Ese apartamento, consecuentemente, lo tiene todo para fascinar a esa generación que gateaba o aprendía a hablar cuando se proyectó en los cines: un oportuno millennial pink invadiéndolo todo. Muebles y lámparas de los 60, gastados y posiblemente reciclados de la calle, pero con aire escandinavo y toques retro para dar carácter. Alfombras de yute esparcidas para disimular suelos que vivieron mejores tiempos. Plantas por todas partes. Espíritu DIY en rincones o colgadores de macramé. Cerámicas en tonos pastel y figuritas deconstextualizadas. Y, cómo no, neones. Cheryl Carasik, diseñadora de decorados de la cinta, oportunamente dio en el clavo sobre lo que esperaba a las treinteañeras que estaban por llegar: hacinarse en pisos destartalados, agotadas y explotadas, pero nada mejor que una luz rosa colgada en la pared con dos palabras que transmitan un mensaje positivo («Hello there») y así levantarles el ánimo.

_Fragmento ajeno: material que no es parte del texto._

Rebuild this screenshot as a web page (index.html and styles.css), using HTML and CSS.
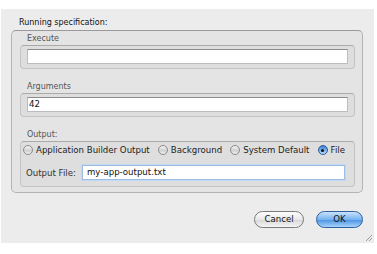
FILE: index.html
```html
<!DOCTYPE html>
<html lang="en">
<head>
    <meta charset="UTF-8">
    <title>Running specification</title>
    <link rel="stylesheet" href="styles.css">
</head>
<body>
    <div class="window">
        <div class="spec-title">Running specification:</div>
        <div class="spec-box">
            <div class="sub-label">Execute</div>
            <div class="sub-box">
                <div class="field"></div>
            </div>
            <div class="sub-label spaced">Arguments</div>
            <div class="sub-box">
                <div class="field">42</div>
            </div>
            <div class="sub-label spaced">Output:</div>
            <div class="sub-box output">
                <div class="radios">
                    <label class="radio"><span class="dot"></span>Application Builder Output</label>
                    <label class="radio"><span class="dot"></span>Background</label>
                    <label class="radio"><span class="dot"></span>System Default</label>
                    <label class="radio"><span class="dot on"></span>File</label>
                </div>
                <div class="file-row">
                    <span class="file-label">Output File:</span>
                    <div class="field focus">my-app-output.txt</div>
                </div>
            </div>
        </div>
        <div class="buttons">
            <div class="btn">Cancel</div>
            <div class="btn default">OK</div>
        </div>
        <div class="grip">
            <svg width="7" height="7" viewBox="0 0 7 7">
                <path d="M7 1 L1 7 M7 4 L4 7" stroke="#888" stroke-width="0.8" fill="none"/>
            </svg>
        </div>
    </div>
</body>
</html>
```

FILE: styles.css
```css
body {
    margin: 0;
    background: #fff;
    font-family: "DejaVu Sans", sans-serif;
    color: #222;
}
.window {
    position: relative;
    margin: 9px 0 0 1px;
    width: 373px;
    height: 234px;
    background: #ececec;
    padding: 8px 0 0 10px;
    box-sizing: border-box;
}
.spec-title {
    font-size: 8px;
    line-height: 12px;
    padding-left: 8px;
    margin-bottom: 1px;
    color: #111;
}
.spec-box {
    width: 352px;
    box-sizing: border-box;
    background: #e4e4e4;
    border: 1px solid #b4b4b4;
    border-top-color: #9a9a9a;
    border-radius: 5px;
    padding: 2px 7px 5px 8px;
}
.sub-label {
    font-size: 8px;
    line-height: 11px;
    padding-left: 7px;
    margin-bottom: 1px;
    color: #555;
}
.sub-label.spaced {
    margin-top: 12px;
}
.sub-box {
    height: 24px;
    box-sizing: border-box;
    background: #dedede;
    border: 1px solid #c4c4c4;
    border-top-color: #aaa;
    border-radius: 4px;
    padding: 3px 6px 0 6px;
}
.field {
    height: 15px;
    box-sizing: border-box;
    background: #fff;
    border: 1px solid #bcbcbc;
    border-top-color: #8c8c8c;
    font-size: 8.6px;
    line-height: 13px;
    padding-left: 1px;
    color: #111;
}
.sub-box.output {
    height: 46px;
    padding: 2px 9px 0 2px;
}
.radios {
    display: flex;
    justify-content: space-between;
    align-items: center;
    height: 12px;
}
.radio {
    display: flex;
    align-items: center;
    font-size: 8.6px;
    color: #222;
}
.dot {
    width: 10px;
    height: 10px;
    box-sizing: border-box;
    border-radius: 50%;
    border: 1px solid #8a8a8a;
    background: linear-gradient(#f4f4f4, #d0d0d0 60%, #f2f2f2);
    margin-right: 3px;
    position: relative;
}
.dot.on {
    border-color: #2d5a9c;
    background: linear-gradient(#3c7fd8, #8fc0f2 70%, #bfe0ff);
}
.dot.on::after {
    content: "";
    position: absolute;
    left: 2.5px;
    top: 2.5px;
    width: 3px;
    height: 3px;
    border-radius: 50%;
    background: #111;
}
.file-row {
    display: flex;
    align-items: center;
    margin-top: 9px;
    padding-left: 3px;
}
.file-label {
    font-size: 8.6px;
    color: #333;
    width: 56px;
}
.file-row .field {
    flex: 1;
    height: 15px;
    padding-left: 4px;
}
.field.focus {
    border: 1px solid #9cbde6;
    box-shadow: 0 0 0 1px #c3d8f2;
}
.buttons {
    display: flex;
    justify-content: flex-end;
    gap: 12px;
    width: 352px;
    margin-top: 18px;
}
.btn {
    height: 17px;
    box-sizing: border-box;
    border-radius: 9px;
    font-size: 8.6px;
    line-height: 15px;
    text-align: center;
    color: #111;
    width: 50px;
    border: 1px solid #7a7a7a;
    background: linear-gradient(#fdfdfd, #e8e8e8 50%, #d8d8d8 55%, #f6f6f6);
}
.btn.default {
    width: 47px;
    border-color: #2f5f9e;
    background: linear-gradient(#c9e3fb, #75b2ef 50%, #4f97e4 55%, #a6d3fb);
}
.grip {
    position: absolute;
    right: 2px;
    bottom: 2px;
    line-height: 0;
}
```
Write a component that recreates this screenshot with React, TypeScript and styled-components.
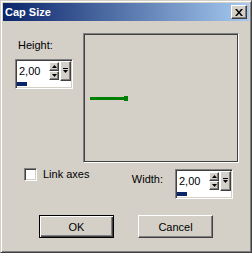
import React from "react";
import styled, { createGlobalStyle, css } from "styled-components";

const face = "#d4d0c8";

const GlobalStyle = createGlobalStyle`
  html, body { margin: 0; padding: 0; background: ${face}; }
  body {
    font-family: "Liberation Sans", Arial, sans-serif;
    font-size: 11px;
    color: #000;
  }
`;

const raised = css`
  box-sizing: border-box;
  border: 1px solid;
  border-color: #fff #404040 #404040 #fff;
  box-shadow: inset -1px -1px #808080;
  background: ${face};
`;

const sunken = css`
  box-sizing: border-box;
  border: 1px solid;
  border-color: #808080 #fff #fff #808080;
  box-shadow: inset 1px 1px #404040, inset -1px -1px ${face};
`;

const Window = styled.div`
  width: 252px;
  height: 253px;
  box-sizing: border-box;
  border: 1px solid;
  border-color: ${face} #404040 #404040 ${face};
  box-shadow: inset 1px 1px #fff, inset -1px -1px #808080;
  padding: 2px;
  background: ${face};
  display: flex;
  flex-direction: column;
`;

const TitleBar = styled.div`
  height: 18px;
  display: flex;
  align-items: center;
  padding: 0 2px;
  background: linear-gradient(to right, #0a246a, #a6caf0);
`;

const Title = styled.span`
  flex: 1;
  color: #fff;
  font-weight: bold;
  font-size: 11px;
`;

const CloseBtn = styled.div`
  ${raised};
  width: 16px;
  height: 14px;
  display: flex;
  align-items: center;
  justify-content: center;
`;

const Body = styled.div`
  flex: 1;
  padding-top: 12px;
  display: flex;
  flex-direction: column;
`;

const TopRow = styled.div`
  display: flex;
  padding-left: 12px;
`;

const LeftCol = styled.div`
  width: 68px;
  padding-top: 6px;
`;

const Label = styled.div`
  line-height: 13px;
  white-space: nowrap;
`;

const FieldLabel = styled(Label)`
  margin: 0 0 7px 3px;
`;

const Preview = styled.div`
  width: 156px;
  height: 130px;
  box-sizing: border-box;
  border: 1px solid;
  border-color: #808080 #fff #fff #808080;
  box-shadow: inset 0 0 0 1px #404040;
  svg { display: block; }
`;

const MidRow = styled.div`
  display: flex;
  align-items: flex-start;
  margin-top: 5px;
  padding: 0 16px 0 21px;
`;

const Check = styled.span`
  ${sunken};
  width: 13px;
  height: 13px;
  background: #fff;
`;

const CheckLabel = styled(Label)`
  margin-left: 6px;
`;

const WidthGroup = styled.div`
  margin-left: auto;
  margin-top: 1px;
  display: flex;
  align-items: flex-start;
  gap: 12px;
`;

const WidthLabel = styled(Label)`
  margin-top: 4px;
`;

const SpinFrame = styled.div`
  ${sunken};
  width: 58px;
  height: 30px;
  padding: 1px;
  background: #fff;
  display: flex;
  flex-direction: column;
`;

const SpinTop = styled.div`
  display: flex;
  height: 20px;
`;

const Value = styled.div`
  flex: 1;
  padding-left: 2px;
  line-height: 21px;
`;

const Arrows = styled.div`
  display: flex;
  flex-direction: column;
  padding-top: 1px;
  margin-right: 1px;
`;

const ArrowBtn = styled.div`
  ${raised};
  width: 10px;
  height: 9px;
  display: flex;
  align-items: center;
  justify-content: center;
`;

const DropBtn = styled.div`
  ${raised};
  width: 11px;
  height: 20px;
  display: flex;
  align-items: center;
  justify-content: center;
`;

const Meter = styled.div`
  height: 6px;
  padding: 1px 0;
  box-sizing: border-box;
`;

const MeterFill = styled.div`
  width: 10px;
  height: 100%;
  background: #0a246a;
`;

const ButtonRow = styled.div`
  display: flex;
  gap: 24px;
  margin-top: 16px;
  padding-left: 36px;
`;

const Button = styled.div<{ $default?: boolean }>`
  width: 75px;
  height: 23px;
  box-sizing: border-box;
  display: flex;
  align-items: center;
  justify-content: center;
  background: ${face};
  border: 1px solid;
  ${(p) =>
    p.$default
      ? css`
          border-color: #000;
          box-shadow: inset 1px 1px #fff, inset -1px -1px #404040, inset -2px -2px #808080;
        `
      : css`
          border-color: #fff #404040 #404040 #fff;
          box-shadow: inset -1px -1px #808080;
        `}
`;

const Up = () => (
  <svg width="5" height="3" viewBox="0 0 5 3">
    <path d="M2.5 0 L5 3 L0 3 Z" fill="#000" />
  </svg>
);

const Down = () => (
  <svg width="5" height="3" viewBox="0 0 5 3">
    <path d="M0 0 L5 0 L2.5 3 Z" fill="#000" />
  </svg>
);

const DropGlyph = () => (
  <svg width="5" height="6" viewBox="0 0 5 6">
    <rect x="0" y="0" width="5" height="1" fill="#000" />
    <path d="M0 2 L5 2 L2.5 5 Z" fill="#000" />
  </svg>
);

const SpinBox = ({ value }: { value: string }) => (
  <SpinFrame>
    <SpinTop>
      <Value>{value}</Value>
      <Arrows>
        <ArrowBtn><Up /></ArrowBtn>
        <ArrowBtn><Down /></ArrowBtn>
      </Arrows>
      <DropBtn><DropGlyph /></DropBtn>
    </SpinTop>
    <Meter>
      <MeterFill />
    </Meter>
  </SpinFrame>
);

export default function App() {
  return (
    <>
      <GlobalStyle />
      <Window>
        <TitleBar>
          <Title>Cap Size</Title>
          <CloseBtn>
            <svg width="8" height="7" viewBox="0 0 8 7">
              <path d="M0 0h2l2 2.5L6 0h2L5 3.5 8 7H6L4 4.5 2 7H0l3-3.5z" fill="#000" />
            </svg>
          </CloseBtn>
        </TitleBar>
        <Body>
          <TopRow>
            <LeftCol>
              <FieldLabel>Height:</FieldLabel>
              <SpinBox value="2,00" />
            </LeftCol>
            <Preview>
              <svg width="154" height="128" viewBox="0 0 154 128">
                <rect x="6" y="63" width="35" height="3" fill="#008000" />
                <rect x="40" y="62" width="4" height="5" fill="#008000" />
              </svg>
            </Preview>
          </TopRow>
          <MidRow>
            <Check />
            <CheckLabel>Link axes</CheckLabel>
            <WidthGroup>
              <WidthLabel>Width:</WidthLabel>
              <SpinBox value="2,00" />
            </WidthGroup>
          </MidRow>
          <ButtonRow>
            <Button $default>OK</Button>
            <Button>Cancel</Button>
          </ButtonRow>
        </Body>
      </Window>
    </>
  );
}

«Hell Here»: destruir el rosa para definir a la ‘Bad bitch’ de los 90
Lejos de ser la prostituta que fue abusada por su padre o la ladrona callejera de otras versiones, en el universo de Batman Returns, Kyle representó por primera vez un ideal fiel a su época. El de las mujeres que estaban inmersas en la tercera ola del feminismo y que se enfrentaban, como sigue pasando décadas después, al sexismo y explotación laboral. Mujeres que se habían sometido al trabajo y jefes abusones para sentirse falsamente realizadas e independientes, subyugadas por una publicidad misógina –ahí ese mensaje en el contestador de un perfume para seducir a su jefe–, sumisas, complacientes y asqueadas de tener que seguir mostrándose dóciles socialmente para que su ingenio y capacidades no sean lo suficientemente amenazantes ante hombres mediocres.
En una gran secuencia de la película, tras transformarse en Catwoman después de que su jefe la lance por una ventana, Selina vuelve a su apartamento medio zombie y repite los pasos que hemos visto minutos antes. Solo que esta vez se rebela contra todo. Especialmente cuando su contestador le recuerda en el mismo anuncio de perfume que «un poco de esto en tu oficina y tu jefe estará rogando que te quedes después del trabajo para una reunión bajo la luz de las velas». Acaba de sobrevivir, como quien dice, a su propio asesinato. La ha matado su jefe. Y ahí Selina opta por destruirlo todo aquello que la infantilizaba: el teléfono rosa, los peluches, las figuritas de cerámica. Coge un spray negro y pinta sobre las paredes rosas. La suya es una catarsis contra toda esa docilidad que arrastraba en su antigua vida. El toque maestro, tras coser su nuevo y característico traje, es comprobar cómo también ha hecho añicos el «Hello There» de aquellos simpáticos neones que vimos minutos antes para convertirse en «Hell Here» (El infierno es esto). Ese apartamento rosa con el que ahora sueñan las millennials no era más que el símbolo de la cárcel del género de la mujer soltera. O como resumiría después ella misma en la cinta, en una de sus múltiples frases magistrales: «La vida es muy zorra. Ahora yo soy una».